TRENTON – Responding to a Kaiser Family Foundation analysis released this week of 24 distinct short-term health insurance products, Senate Health, Human Services and Senior Citizens Committee Chairman Joseph F. Vitale repeated his call that the State institute safeguards against the lack of coverage exposed in the report.

Having spearheaded two major pieces of legislation to protect New Jersey against President Trump’s and Congressional Republicans’ dismantling of the Affordable Care Act, Senator Vitale has placed the state as the nation’s premier protector of meaningful and comprehensive healthcare plans.

Monday’s publication of the Foundation’s study revealed that of 24 short-term products currently marketed in 45 states and the District of Columbia through two major national online brokers,

  • 43 percent do not cover mental health services;
  • 62 percent do not cover substance abuse treatment;
  • 71 percent do not cover outpatient prescription drugs; and
  • not one covers maternity care.

“Those are not simply gaps in coverage; they’re chasms through which individuals and families in need of common, everyday healthcare will plummet,” Senator Vitale (D-Middlesex) said.  “As the Trump Administration pushes these plans as cheaper alternatives to those that comply with the Affordable Care Act, we see that these short-term plans do indeed fall far short of what the people of New Jersey rightly deserve.”
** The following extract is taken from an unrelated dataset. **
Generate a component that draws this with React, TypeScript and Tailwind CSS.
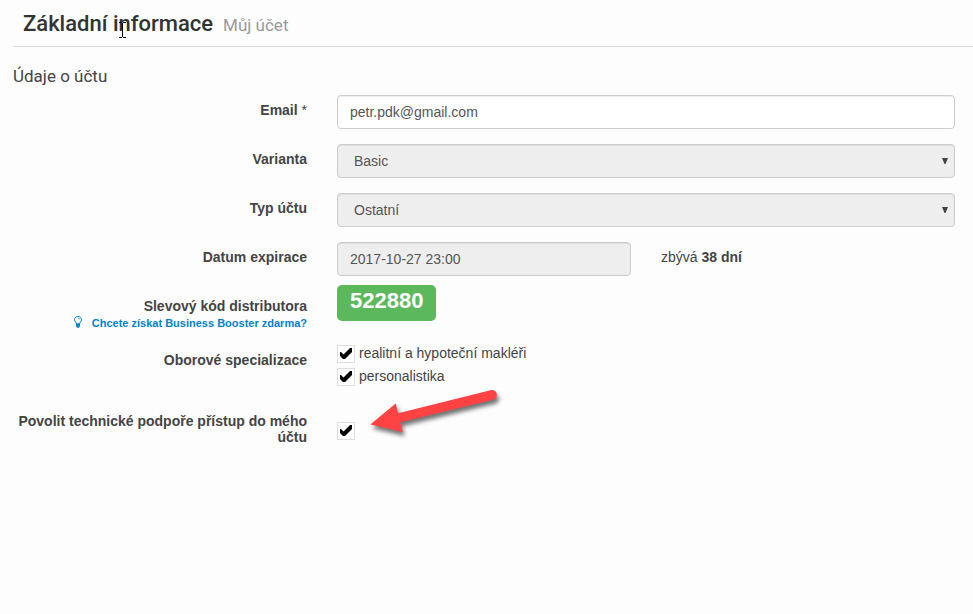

With the federal individual mandate repeal to go into effect next year, the New Jersey Legislature has sent legislation to Governor Murphy to shield its citizens against loss of health insurance and higher premiums.

Both the “New Jersey Health Insurance Market Preservation Act” which reestablishes the core of the mandate, and the “New Jersey Health Insurance Premium Security Act” that allows for a stabilizing reinsurance program, await Governor Phil Murphy’s signature to position the state as the first in the nation to Trump-proof healthcare.

“I’m hopeful that our legislative efforts will soon provide vital safety nets for individuals and families in need of affordable, accessible health care,” Vitale continued.  “Partnering with the new Administration and with my colleagues in the Legislature, we will continue to work to bring wave upon wave of positive action, like supporting the individual market and bringing down health care premiums, that enhances life in the Garden State.”

Massachusetts is currently the only state to have its own mandate, put in place years before the federal law was enacted.  As other states scramble to protect residents’ health coverage, New Jersey is at the forefront with impending enactment.